● Given exercise
Lines containing the string "this" are to be collected in full.

● Supplied records
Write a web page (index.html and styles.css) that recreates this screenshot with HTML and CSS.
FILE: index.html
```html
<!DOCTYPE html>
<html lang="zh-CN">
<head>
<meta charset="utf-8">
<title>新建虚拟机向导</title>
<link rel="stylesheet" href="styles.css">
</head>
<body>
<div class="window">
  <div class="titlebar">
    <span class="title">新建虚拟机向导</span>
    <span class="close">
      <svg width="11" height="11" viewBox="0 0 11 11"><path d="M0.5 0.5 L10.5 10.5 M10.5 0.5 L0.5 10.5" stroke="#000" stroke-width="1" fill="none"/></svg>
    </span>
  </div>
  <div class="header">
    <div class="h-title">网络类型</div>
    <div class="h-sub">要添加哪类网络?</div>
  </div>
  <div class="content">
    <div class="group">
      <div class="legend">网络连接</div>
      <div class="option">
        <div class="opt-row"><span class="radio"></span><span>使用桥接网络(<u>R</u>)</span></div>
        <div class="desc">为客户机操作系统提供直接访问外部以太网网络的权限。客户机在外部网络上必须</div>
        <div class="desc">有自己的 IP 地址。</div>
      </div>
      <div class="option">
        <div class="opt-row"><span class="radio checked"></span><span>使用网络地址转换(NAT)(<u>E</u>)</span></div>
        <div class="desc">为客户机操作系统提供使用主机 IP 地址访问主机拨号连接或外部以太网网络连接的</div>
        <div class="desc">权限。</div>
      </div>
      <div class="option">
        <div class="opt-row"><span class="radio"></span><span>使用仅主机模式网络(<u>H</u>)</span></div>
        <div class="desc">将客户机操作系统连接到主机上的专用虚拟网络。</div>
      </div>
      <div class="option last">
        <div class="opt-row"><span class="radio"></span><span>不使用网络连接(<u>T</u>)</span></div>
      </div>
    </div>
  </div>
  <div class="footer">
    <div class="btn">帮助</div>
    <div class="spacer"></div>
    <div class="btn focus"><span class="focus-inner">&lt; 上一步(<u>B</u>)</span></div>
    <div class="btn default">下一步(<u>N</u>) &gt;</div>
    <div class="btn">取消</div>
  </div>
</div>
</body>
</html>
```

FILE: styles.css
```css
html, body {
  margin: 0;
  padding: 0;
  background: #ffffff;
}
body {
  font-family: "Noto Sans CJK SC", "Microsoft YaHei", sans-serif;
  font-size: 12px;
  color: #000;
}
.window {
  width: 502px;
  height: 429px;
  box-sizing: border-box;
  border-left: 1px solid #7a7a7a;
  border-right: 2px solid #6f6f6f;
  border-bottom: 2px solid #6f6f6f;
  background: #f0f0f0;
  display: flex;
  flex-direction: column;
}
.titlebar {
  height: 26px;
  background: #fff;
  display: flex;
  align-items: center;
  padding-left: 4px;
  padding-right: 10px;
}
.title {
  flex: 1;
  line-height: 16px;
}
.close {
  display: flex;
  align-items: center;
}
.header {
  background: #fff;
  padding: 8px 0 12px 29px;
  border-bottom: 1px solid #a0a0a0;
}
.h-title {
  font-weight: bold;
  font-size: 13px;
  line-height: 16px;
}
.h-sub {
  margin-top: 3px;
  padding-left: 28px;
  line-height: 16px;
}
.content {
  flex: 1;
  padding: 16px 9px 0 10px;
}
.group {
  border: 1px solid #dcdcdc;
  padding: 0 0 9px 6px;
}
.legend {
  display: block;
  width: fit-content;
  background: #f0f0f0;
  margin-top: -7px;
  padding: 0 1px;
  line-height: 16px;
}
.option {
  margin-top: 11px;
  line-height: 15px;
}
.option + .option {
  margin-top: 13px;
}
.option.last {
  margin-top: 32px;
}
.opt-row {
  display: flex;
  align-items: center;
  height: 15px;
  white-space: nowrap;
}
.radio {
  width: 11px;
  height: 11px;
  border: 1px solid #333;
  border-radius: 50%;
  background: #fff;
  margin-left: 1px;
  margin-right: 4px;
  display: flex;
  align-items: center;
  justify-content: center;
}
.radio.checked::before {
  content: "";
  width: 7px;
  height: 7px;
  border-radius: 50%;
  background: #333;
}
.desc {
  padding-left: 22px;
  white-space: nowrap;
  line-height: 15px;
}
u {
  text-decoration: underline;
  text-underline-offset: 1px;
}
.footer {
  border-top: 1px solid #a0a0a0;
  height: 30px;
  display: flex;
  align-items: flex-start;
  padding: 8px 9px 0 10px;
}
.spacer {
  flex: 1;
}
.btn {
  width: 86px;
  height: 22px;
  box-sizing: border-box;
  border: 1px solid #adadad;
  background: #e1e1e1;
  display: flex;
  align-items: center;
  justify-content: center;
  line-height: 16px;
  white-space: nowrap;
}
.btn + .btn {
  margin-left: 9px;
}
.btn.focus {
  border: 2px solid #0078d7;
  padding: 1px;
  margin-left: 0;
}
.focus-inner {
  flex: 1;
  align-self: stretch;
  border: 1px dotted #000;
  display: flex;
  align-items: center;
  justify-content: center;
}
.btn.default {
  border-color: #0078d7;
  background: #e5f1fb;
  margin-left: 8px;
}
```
* * *
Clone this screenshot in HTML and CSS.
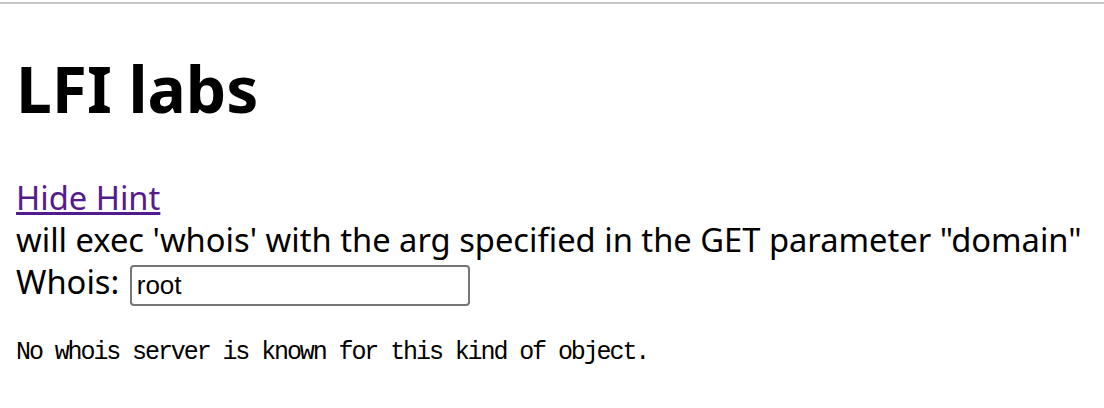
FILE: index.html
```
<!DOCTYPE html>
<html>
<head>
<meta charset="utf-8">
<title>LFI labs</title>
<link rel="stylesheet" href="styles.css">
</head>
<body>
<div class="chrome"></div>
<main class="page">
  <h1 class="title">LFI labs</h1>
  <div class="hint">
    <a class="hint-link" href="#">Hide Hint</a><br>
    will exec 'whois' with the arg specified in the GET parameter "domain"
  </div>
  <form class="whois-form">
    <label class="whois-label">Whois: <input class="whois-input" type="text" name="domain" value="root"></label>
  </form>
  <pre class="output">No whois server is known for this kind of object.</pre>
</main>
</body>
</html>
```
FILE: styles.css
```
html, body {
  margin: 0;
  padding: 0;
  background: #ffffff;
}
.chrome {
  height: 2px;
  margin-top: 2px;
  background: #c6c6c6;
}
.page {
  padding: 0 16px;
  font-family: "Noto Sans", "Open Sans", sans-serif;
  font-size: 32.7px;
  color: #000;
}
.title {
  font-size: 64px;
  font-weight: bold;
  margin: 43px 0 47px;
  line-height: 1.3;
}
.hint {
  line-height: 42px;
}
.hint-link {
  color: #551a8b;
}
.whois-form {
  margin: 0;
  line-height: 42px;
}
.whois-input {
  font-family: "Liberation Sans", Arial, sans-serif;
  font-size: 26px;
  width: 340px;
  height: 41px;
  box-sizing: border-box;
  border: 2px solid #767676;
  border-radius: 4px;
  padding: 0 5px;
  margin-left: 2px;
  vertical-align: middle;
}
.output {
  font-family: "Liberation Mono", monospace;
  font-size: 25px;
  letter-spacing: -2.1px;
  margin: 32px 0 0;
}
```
==
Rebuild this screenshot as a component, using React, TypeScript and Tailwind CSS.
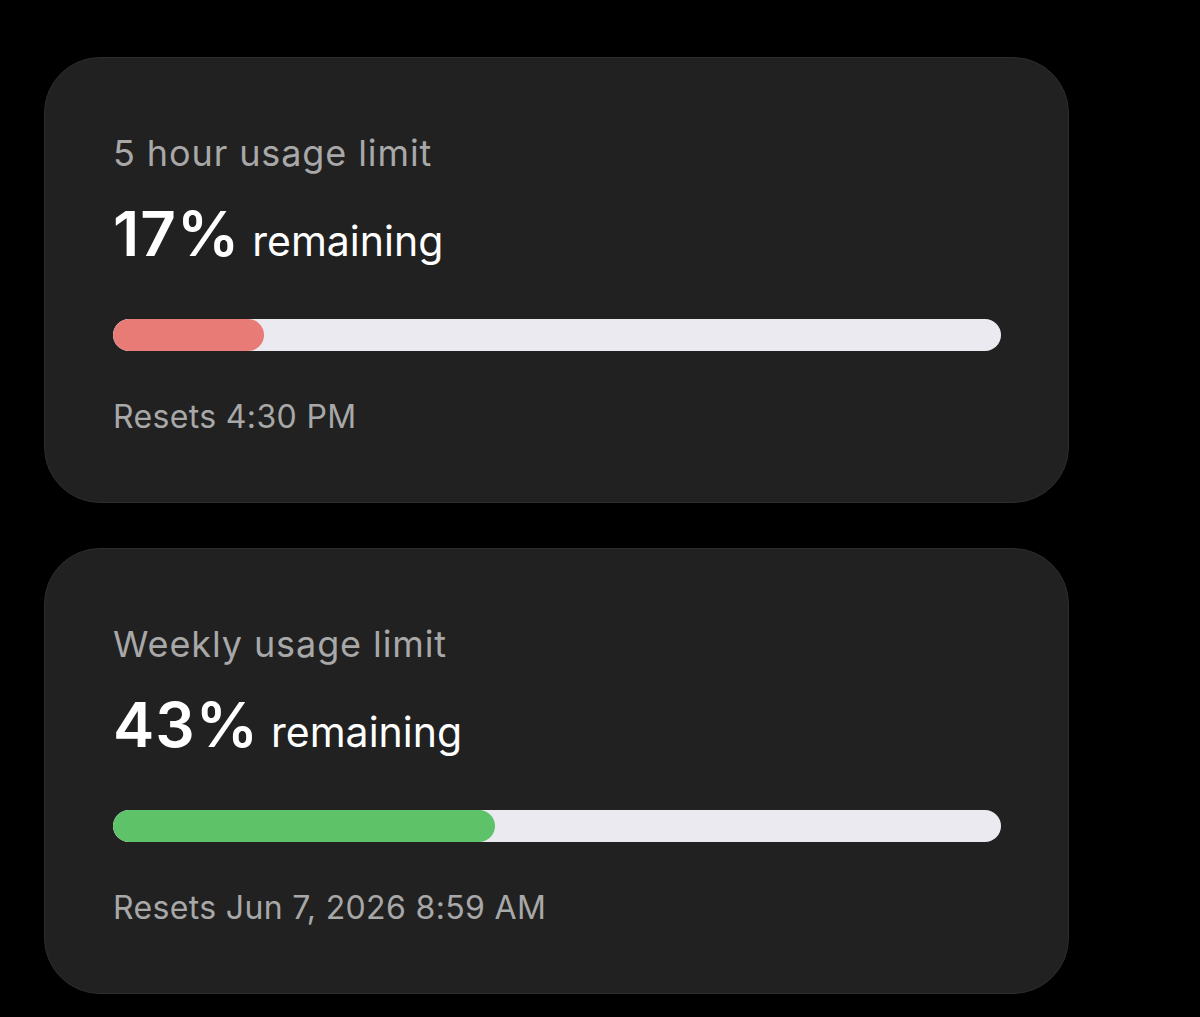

● Reply
Write a web page (index.html and styles.css) that recreates this screenshot with HTML and CSS.
Clone this screenshot in HTML and CSS.
  <pre class="output">No whois server is known for this kind of object.</pre>
Rebuild this screenshot as a component, using React, TypeScript and Tailwind CSS.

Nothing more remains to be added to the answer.